── Given data

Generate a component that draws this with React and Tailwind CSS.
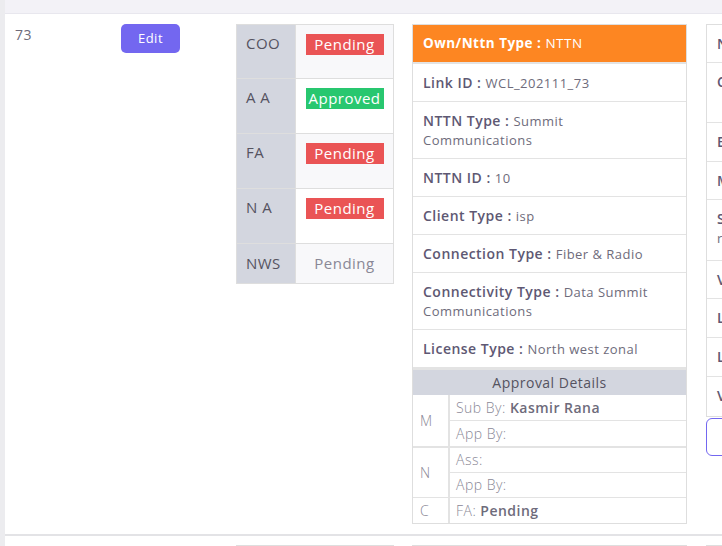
import React from 'react';

const approvals = [
  { role: 'COO', status: 'Pending' },
  { role: 'A A', status: 'Approved' },
  { role: 'FA', status: 'Pending' },
  { role: 'N A', status: 'Pending' },
];

const linkInfo = [
  { label: 'Link ID', value: 'WCL_202111_73' },
  { label: 'NTTN Type', value: 'Summit Communications' },
  { label: 'NTTN ID', value: '10' },
  { label: 'Client Type', value: 'isp' },
  { label: 'Connection Type', value: 'Fiber & Radio' },
  { label: 'Connectivity Type', value: 'Data Summit Communications' },
  { label: 'License Type', value: 'North west zonal' },
];

const siteInfo = [
  ['Name', 'Kasmir Rana', 'h-[38px]'],
  ['Capacity', '100 Mbps', 'h-[60px]'],
  ['Email', 'info@summit.pk', 'h-[39px]'],
  ['Mobile', '03001234567', 'h-[38px]'],
  ['Service Description', 'Dedicated redundant link', 'h-[61px]'],
  ['VLAN', '1020', 'h-[38px]'],
  ['Latitude', '31.52', 'h-[39px]'],
  ['Longitude', '74.35', 'h-[39px]'],
  ['VPN', 'No', 'h-[39px]'],
];

function Badge({ status }) {
  const color = status === 'Approved' ? 'bg-[#28c76f]' : 'bg-[#ea5455]';
  return (
    <span className={`block w-[78px] h-[21px] leading-[21px] text-center text-white text-[15px] ${color}`}>
      {status}
    </span>
  );
}

function InfoRow({ label, value, last, extra = '' }) {
  return (
    <div className={`px-[10px] pt-[9px] pb-[9px] leading-[19px] text-[14px] ${extra} ${last ? '' : 'border-b border-[#e3e3e3]'}`}>
      <span className="font-semibold text-[#5e5873]">{label} :</span>{' '}
      <span className="text-[13px] leading-none">{value}</span>
    </div>
  );
}

export default function App() {
  return (
    <div
      className="w-[722px] h-[546px] overflow-hidden bg-white flex text-[#6e6b7b] tracking-[0.03em]"
      style={{ fontFamily: '"Open Sans", "Liberation Sans", sans-serif' }}
    >
      {/* left edge of the scroll area */}
      <div className="w-[5px] shrink-0 bg-[#ececef]" />

      <div className="flex-1 min-w-0 flex flex-col">
        {/* table head strip */}
        <div className="h-[14px] shrink-0 bg-[#f3f2f7] border-b border-[#e8e7ee]" />

        {/* row 73 */}
        <div className="flex items-start shrink-0 pt-[10px] pb-[10px] border-b-2 border-[#e3e3e6]">
          <div className="w-[106px] shrink-0 pl-[10px] text-[14px] leading-[20px] pt-[1px] text-[#6e6b7b]">73</div>

          <div className="w-[115px] shrink-0 pl-[10px]">
            <button className="w-[59px] h-[29px] rounded-[5px] bg-[#7367f0] text-white text-[13px] pt-[1px]">Edit</button>
          </div>

          {/* approval status */}
          <div className="ml-[10px] w-[158px] shrink-0 border border-[#dedede]">
            {approvals.map((a, i) => (
              <div key={a.role} className={`flex border-b border-[#dedede] ${i === 0 ? 'h-[54px]' : 'h-[55px]'}`}>
                <div className="w-[59px] shrink-0 bg-[#d3d6df] border-r border-[#dedede] pl-[9px] pt-[8px] text-[15px] leading-[20px] text-[#55535f]">
                  {a.role}
                </div>
                <div className={`flex-1 flex justify-center items-start pt-[9px] ${i % 2 === 0 ? 'bg-[#f8f8fa]' : 'bg-white'}`}>
                  <Badge status={a.status} />
                </div>
              </div>
            ))}
            <div className="flex h-[39px]">
              <div className="w-[59px] shrink-0 bg-[#d3d6df] border-r border-[#dedede] pl-[9px] pt-[9px] text-[15px] leading-[20px] text-[#55535f]">NWS</div>
              <div className="flex-1 text-center pt-[9px] bg-[#f8f8fa] text-[15px] leading-[20px] text-[#8a8896]">Pending</div>
            </div>
          </div>

          {/* link details */}
          <div className="ml-[18px] w-[275px] shrink-0 border border-[#dedede]">
            <div className="h-[39px] bg-[#fd8622] border-b-2 border-[#e3e3e3] px-[10px] flex items-center text-white text-[13.5px]">
              <span className="font-bold">Own/Nttn Type :</span>
              <span className="ml-[4px]">NTTN</span>
            </div>
            {linkInfo.map((r) => (
              <InfoRow key={r.label} label={r.label} value={r.value} />
            ))}

            <div className="h-[27px] border-t-2 border-[#e3e3e3] bg-[#d3d6df] text-center text-[14px] leading-[25px] text-[#55535f]">
              Approval Details
            </div>

            <div className="flex border-b-2 border-[#e3e3e3] text-[14px] text-[#8a8896] font-light">
              <div className="w-[37px] shrink-0 border-r-2 border-[#e3e3e3] pl-[7px] flex items-center">M</div>
              <div className="flex-1">
                <div className="h-[26px] border-b border-[#e3e3e3] pl-[6px] leading-[25px]">
                  Sub By: <span className="font-semibold text-[#6e6b7b]">Kasmir Rana</span>
                </div>
                <div className="h-[25px] pl-[6px] leading-[25px]">App By:</div>
              </div>
            </div>
            <div className="flex border-b border-[#e3e3e3] text-[14px] text-[#8a8896] font-light">
              <div className="w-[37px] shrink-0 border-r-2 border-[#e3e3e3] pl-[7px] flex items-center">N</div>
              <div className="flex-1">
                <div className="h-[25px] border-b border-[#e3e3e3] pl-[6px] leading-[24px]">Ass:</div>
                <div className="h-[24px] pl-[6px] leading-[24px]">App By:</div>
              </div>
            </div>
            <div className="flex h-[25px] text-[14px] text-[#8a8896] font-light">
              <div className="w-[37px] shrink-0 border-r-2 border-[#e3e3e3] pl-[7px] leading-[25px]">C</div>
              <div className="flex-1 pl-[6px] leading-[25px]">
                FA: <span className="font-semibold text-[#6e6b7b]">Pending</span>
              </div>
            </div>
          </div>

          {/* client / site details, runs past the window edge */}
          <div className="ml-[19px] w-[275px] shrink-0">
            <div className="border border-[#dedede]">
              {siteInfo.map(([l, v, extra], i) => (
                <InfoRow key={l} label={l} value={v} extra={extra} last={i === siteInfo.length - 1} />
              ))}
            </div>
            <button className="mt-[1px] w-full h-[38px] rounded-[6px] border border-[#7367f0] text-[#7367f0] text-[13px]">
              View Details
            </button>
          </div>
        </div>

        {/* next row, cut off by the window */}
        <div className="flex items-start pt-[9px]">
          <div className="ml-[231px] w-[158px] h-[10px] shrink-0 border-t border-[#dedede]" />
          <div className="ml-[18px] w-[275px] h-[10px] shrink-0 border-t border-[#dedede]" />
          <div className="ml-[19px] w-[275px] h-[10px] shrink-0 border-t border-[#dedede]" />
        </div>
      </div>
    </div>
  );
}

────

§ **Goal**
Exactly as written, return every line of the listing, but not the pictures.

§ **Final answer**
Generate a component that draws this with React and Tailwind CSS.
import React from 'react';

const approvals = [
  { role: 'COO', status: 'Pending' },
  { role: 'A A', status: 'Approved' },
  { role: 'FA', status: 'Pending' },
  { role: 'N A', status: 'Pending' },
];

const linkInfo = [
  { label: 'Link ID', value: 'WCL_202111_73' },
  { label: 'NTTN Type', value: 'Summit Communications' },
  { label: 'NTTN ID', value: '10' },
  { label: 'Client Type', value: 'isp' },
  { label: 'Connection Type', value: 'Fiber & Radio' },
  { label: 'Connectivity Type', value: 'Data Summit Communications' },
  { label: 'License Type', value: 'North west zonal' },
];

const siteInfo = [
  ['Name', 'Kasmir Rana', 'h-[38px]'],
  ['Capacity', '100 Mbps', 'h-[60px]'],
  ['Email', 'info@summit.pk', 'h-[39px]'],
  ['Mobile', '03001234567', 'h-[38px]'],
  ['Service Description', 'Dedicated redundant link', 'h-[61px]'],
  ['VLAN', '1020', 'h-[38px]'],
  ['Latitude', '31.52', 'h-[39px]'],
  ['Longitude', '74.35', 'h-[39px]'],
  ['VPN', 'No', 'h-[39px]'],
];

function Badge({ status }) {
  const color = status === 'Approved' ? 'bg-[#28c76f]' : 'bg-[#ea5455]';
  return (
    <span className={`block w-[78px] h-[21px] leading-[21px] text-center text-white text-[15px] ${color}`}>
      {status}
    </span>
  );
}

function InfoRow({ label, value, last, extra = '' }) {
  return (
    <div className={`px-[10px] pt-[9px] pb-[9px] leading-[19px] text-[14px] ${extra} ${last ? '' : 'border-b border-[#e3e3e3]'}`}>
      <span className="font-semibold text-[#5e5873]">{label} :</span>{' '}
      <span className="text-[13px] leading-none">{value}</span>
    </div>
  );
}

export default function App() {
  return (
    <div
      className="w-[722px] h-[546px] overflow-hidden bg-white flex text-[#6e6b7b] tracking-[0.03em]"
      style={{ fontFamily: '"Open Sans", "Liberation Sans", sans-serif' }}
    >
      {/* left edge of the scroll area */}
      <div className="w-[5px] shrink-0 bg-[#ececef]" />

      <div className="flex-1 min-w-0 flex flex-col">
        {/* table head strip */}
        <div className="h-[14px] shrink-0 bg-[#f3f2f7] border-b border-[#e8e7ee]" />

        {/* row 73 */}
        <div className="flex items-start shrink-0 pt-[10px] pb-[10px] border-b-2 border-[#e3e3e6]">
          <div className="w-[106px] shrink-0 pl-[10px] text-[14px] leading-[20px] pt-[1px] text-[#6e6b7b]">73</div>

          <div className="w-[115px] shrink-0 pl-[10px]">
            <button className="w-[59px] h-[29px] rounded-[5px] bg-[#7367f0] text-white text-[13px] pt-[1px]">Edit</button>
          </div>

          {/* approval status */}
          <div className="ml-[10px] w-[158px] shrink-0 border border-[#dedede]">
            {approvals.map((a, i) => (
              <div key={a.role} className={`flex border-b border-[#dedede] ${i === 0 ? 'h-[54px]' : 'h-[55px]'}`}>
                <div className="w-[59px] shrink-0 bg-[#d3d6df] border-r border-[#dedede] pl-[9px] pt-[8px] text-[15px] leading-[20px] text-[#55535f]">
                  {a.role}
                </div>
                <div className={`flex-1 flex justify-center items-start pt-[9px] ${i % 2 === 0 ? 'bg-[#f8f8fa]' : 'bg-white'}`}>
                  <Badge status={a.status} />
                </div>
              </div>
            ))}
            <div className="flex h-[39px]">
              <div className="w-[59px] shrink-0 bg-[#d3d6df] border-r border-[#dedede] pl-[9px] pt-[9px] text-[15px] leading-[20px] text-[#55535f]">NWS</div>
              <div className="flex-1 text-center pt-[9px] bg-[#f8f8fa] text-[15px] leading-[20px] text-[#8a8896]">Pending</div>
            </div>
          </div>

          {/* link details */}
          <div className="ml-[18px] w-[275px] shrink-0 border border-[#dedede]">
            <div className="h-[39px] bg-[#fd8622] border-b-2 border-[#e3e3e3] px-[10px] flex items-center text-white text-[13.5px]">
              <span className="font-bold">Own/Nttn Type :</span>
              <span className="ml-[4px]">NTTN</span>
            </div>
            {linkInfo.map((r) => (
              <InfoRow key={r.label} label={r.label} value={r.value} />
            ))}

            <div className="h-[27px] border-t-2 border-[#e3e3e3] bg-[#d3d6df] text-center text-[14px] leading-[25px] text-[#55535f]">
              Approval Details
            </div>

            <div className="flex border-b-2 border-[#e3e3e3] text-[14px] text-[#8a8896] font-light">
              <div className="w-[37px] shrink-0 border-r-2 border-[#e3e3e3] pl-[7px] flex items-center">M</div>
              <div className="flex-1">
                <div className="h-[26px] border-b border-[#e3e3e3] pl-[6px] leading-[25px]">
                  Sub By: <span className="font-semibold text-[#6e6b7b]">Kasmir Rana</span>
                </div>
                <div className="h-[25px] pl-[6px] leading-[25px]">App By:</div>
              </div>
            </div>
            <div className="flex border-b border-[#e3e3e3] text-[14px] text-[#8a8896] font-light">
              <div className="w-[37px] shrink-0 border-r-2 border-[#e3e3e3] pl-[7px] flex items-center">N</div>
              <div className="flex-1">
                <div className="h-[25px] border-b border-[#e3e3e3] pl-[6px] leading-[24px]">Ass:</div>
                <div className="h-[24px] pl-[6px] leading-[24px]">App By:</div>
              </div>
            </div>
            <div className="flex h-[25px] text-[14px] text-[#8a8896] font-light">
              <div className="w-[37px] shrink-0 border-r-2 border-[#e3e3e3] pl-[7px] leading-[25px]">C</div>
              <div className="flex-1 pl-[6px] leading-[25px]">
                FA: <span className="font-semibold text-[#6e6b7b]">Pending</span>
              </div>
            </div>
          </div>

          {/* client / site details, runs past the window edge */}
          <div className="ml-[19px] w-[275px] shrink-0">
            <div className="border border-[#dedede]">
              {siteInfo.map(([l, v, extra], i) => (
                <InfoRow key={l} label={l} value={v} extra={extra} last={i === siteInfo.length - 1} />
              ))}
            </div>
            <button className="mt-[1px] w-full h-[38px] rounded-[6px] border border-[#7367f0] text-[#7367f0] text-[13px]">
              View Details
            </button>
          </div>
        </div>

        {/* next row, cut off by the window */}
        <div className="flex items-start pt-[9px]">
          <div className="ml-[231px] w-[158px] h-[10px] shrink-0 border-t border-[#dedede]" />
          <div className="ml-[18px] w-[275px] h-[10px] shrink-0 border-t border-[#dedede]" />
          <div className="ml-[19px] w-[275px] h-[10px] shrink-0 border-t border-[#dedede]" />
        </div>
      </div>
    </div>
  );
}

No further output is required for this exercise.